VAT-Inclusive Billing: If the commission is quoted inclusive of VAT (e.g., total bill Php 112,000, where Php 100,000 is the net commission), the base for withholding is derived by grossing down: Net commission = Total / 1.12. Withholding tax = (Php 112,000 / 1.12) × 10% = Php 100,000 × 10% = Php 10,000. This ensures consistency, as per BIR Ruling No. 279-09, which mandates backing out VAT from inclusive amounts for withholding purposes.
Applicable Withholding Rates
Rates vary by payee type and income level under the TRAIN Law (effective 2018) and CREATE Law (effective 2021):
- Professionals and Self-Employed Individuals: 5% if annual gross receipts exceed Php 3,000,000 (based on prior year's ITR); otherwise, 10%. For new payees, default to 10% until sworn declaration is provided.
- Corporate Payees: Generally 2% on gross payments for services, but specific to commissions (e.g., 10% for certain brokerage fees).
- Special Cases:
- Real estate brokers: 5% on commissions from sellers habitually engaged in real estate (RR No. 2-98).
- Insurance agents: 10% on commissions (BIR Ruling No. 040-01).
- Advertising agents: 5% on gross commissions.
- Non-Resident Aliens/Foreign Corporations: Higher rates (10-25%) under Section 25/28 of NIRC, still on net of VAT.
The payor must verify the payee's status via BIR-registered invoices or sworn declarations (BIR Form 2307 requirements).
Calculation Methodologies with Examples
Step-by-Step Computation
- Identify the payee's VAT status.
- Determine if VAT is separate or inclusive.
- Compute net commission (exclude or back out VAT).
- Apply the appropriate withholding rate to the net commission.
- Remit withheld tax to BIR within deadlines (e.g., 10th day of following month via BIR Form 0619-E and quarterly 1601-EQ).
- Issue BIR Form 2307 to payee for crediting against final income tax.
Example 1: Real Estate Broker Commission (VAT-Registered)
A real estate developer pays a VAT-registered broker Php 500,000 commission + Php 60,000 VAT = Php 560,000 total.
- Withholding rate: 5% (for real estate transactions).
- Base: Php 500,000 (net).
- Withheld tax: Php 500,000 × 5% = Php 25,000.

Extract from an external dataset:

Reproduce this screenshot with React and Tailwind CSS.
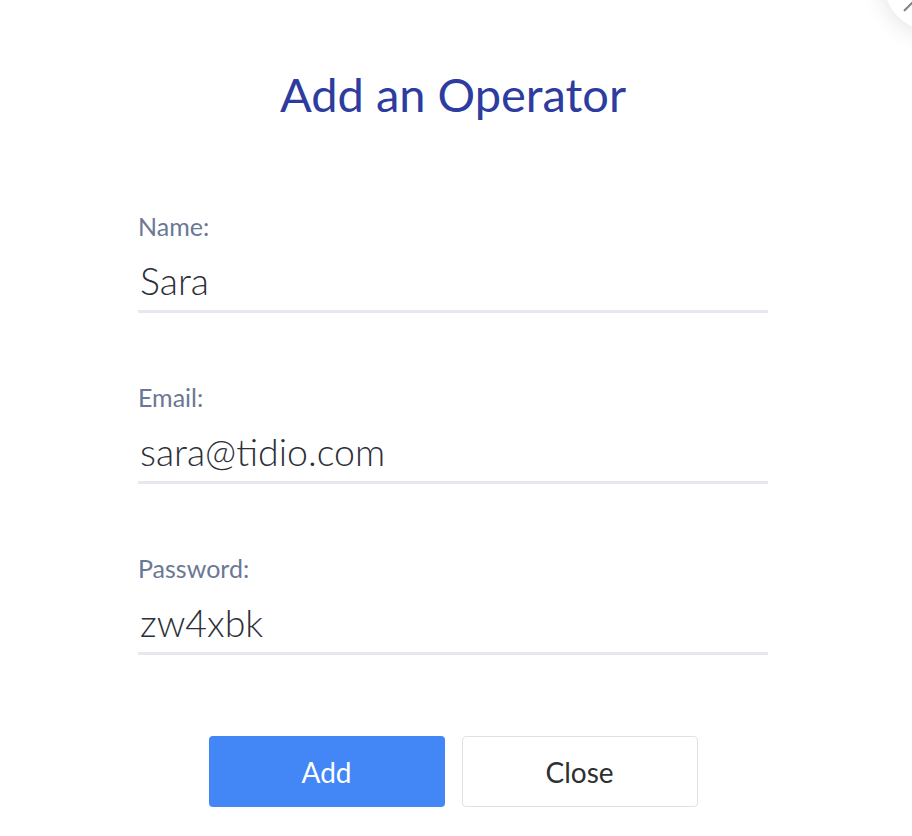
import React from 'react';

const fields = [
  { label: 'Name:', value: 'Sara' },
  { label: 'Email:', value: 'sara@tidio.com' },
  { label: 'Password:', value: 'zw4xbk' },
];

export default function App() {
  return (
    <div
      className="relative w-[912px] h-[836px] overflow-hidden bg-white"
      style={{ fontFamily: 'Lato, "Open Sans", sans-serif' }}
    >
      {/* close bubble, cut by the corner */}
      <button className="absolute left-[883px] top-[-72px] w-[104px] h-[104px] rounded-full bg-white shadow-[0_2px_24px_rgba(0,0,0,0.12)] flex items-center justify-center">
        <svg width="40" height="40" viewBox="0 0 24 24" className="translate-x-[-17px] translate-y-[17px]">
          <path d="M4 4L20 20M20 4L4 20" stroke="#858585" strokeWidth="1.3" strokeLinecap="round" />
        </svg>
      </button>

      <div className="flex flex-col items-center pt-[64px]">
        <h1 className="text-[47px] leading-[60px] text-[#2d3c9e] ml-[-6px]">Add an Operator</h1>

        <div className="w-[630px] ml-[-6px] mt-[90px] flex flex-col gap-[72px]">
          {fields.map((f) => (
            <div key={f.label} className="flex flex-col">
              <label className="text-[25px] leading-[24px] text-[#6b7894]">{f.label}</label>
              <div className="mt-[22px] pb-[8px] border-b-[3px] border-[#e6e8ee] text-[37.5px] leading-[42px] font-light text-[#2c2f3a] pl-[2px]">
                {f.value}
              </div>
            </div>
          ))}
        </div>

        <div className="flex gap-[17px] mt-[81px] ml-[-6px]">
          <button className="w-[236px] h-[71px] rounded-[4px] bg-[#4287f5] text-white text-[28px]">Add</button>
          <button className="w-[236px] h-[71px] rounded-[4px] bg-white border border-[#dde2e8] text-[#2f2f2f] text-[28px]">Close</button>
        </div>
      </div>
    </div>
  );
}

- Payment to broker: Php 560,000 - Php 25,000 = Php 535,000.
- Broker remits VAT Php 60,000 less input VAT, and credits Php 25,000 against income tax.
Example 2: Insurance Agent Commission (VAT-Inclusive)
An insurance company pays Php 112,000 inclusive of VAT to a VAT-registered agent.
- Net commission: Php 112,000 / 1.12 ≈ Php 100,000.
- Withholding rate: 10%.
- Withheld tax: Php 100,000 × 10% = Php 10,000.
- Payment: Php 112,000 - Php 10,000 = Php 102,000.
- Agent accounts for VAT output: Php 12,000.
Example 3: Non-VAT Registered Consultant
A company pays Php 50,000 commission to a non-VAT consultant.
- Base: Php 50,000 (gross, no VAT).
- Withholding rate: 10%.
- Withheld tax: Php 5,000.
- Payment: Php 45,000.
- Consultant may be subject to 3% percentage tax on gross.
Special Considerations and BIR Rulings
Industry-Specific Nuances
- Real Estate: RR No. 7-2003 specifies 5% withholding on broker commissions, net of VAT. Sellers not in real estate business may not withhold, but buyers often do for compliance.
- Insurance: Commissions to agents are VATable (RR No. 16-2005), with withholding on net (BIR Ruling No. 013-04).
- Stockbrokers: 1/2 of 1% transaction tax under Section 127, plus 10% withholding on commissions net of VAT.
- Freight Forwarders/Agents: 2% withholding on gross, but net of VAT if registered (BIR Ruling No. 156-11).
- Government Contracts: Additional 5% final VAT withholding under RR No. 2-98, on top of EWT, both on net amounts.
Common Pitfalls and Penalties
- Under-withholding (e.g., on gross including VAT) leads to deficiency assessments, 25% surcharge, 12% interest, and compromise penalties (Section 248-255 NIRC).
- Over-withholding burdens payees, refundable via claims but administratively cumbersome.
- Failure to issue BIR Form 2307 results in non-deductibility of expense for payor (Section 34(K) NIRC).
Relevant BIR Rulings
- BIR Ruling No. 430-95: Withholding on advertising commissions net of VAT.
- BIR Ruling No. DA-235-07: Confirms exclusion of VAT from base for all creditable withholding taxes.
- BIR Ruling No. 279-09: Mandates gross-down for inclusive billings.
- Recent clarifications under CREATE Law emphasize reduced corporate rates but maintain VAT exclusion.
Compliance and Best Practices
Payors should maintain records of payee VAT status, use eBIRForms for remittance, and conduct regular tax audits. Payees must issue VAT invoices compliant with RR No. 16-2005, separating VAT. For disputes, taxpayers can seek BIR rulings or appeal to the Court of Tax Appeals.
In evolving tax landscapes, such as post-CREATE adjustments lowering rates, the core principle remains: withholding tax safeguards revenue collection without distorting VAT neutrality.
Conclusion
The calculation of withholding tax on commissions in the Philippines hinges on excluding VAT from the tax base to reflect its non-income nature. By adhering to NIRC provisions and BIR guidelines, taxpayers ensure compliance, minimize liabilities, and support efficient tax administration. This treatment applies across sectors, with variations only in rates and specific rules, underscoring the importance of tailored application based on facts.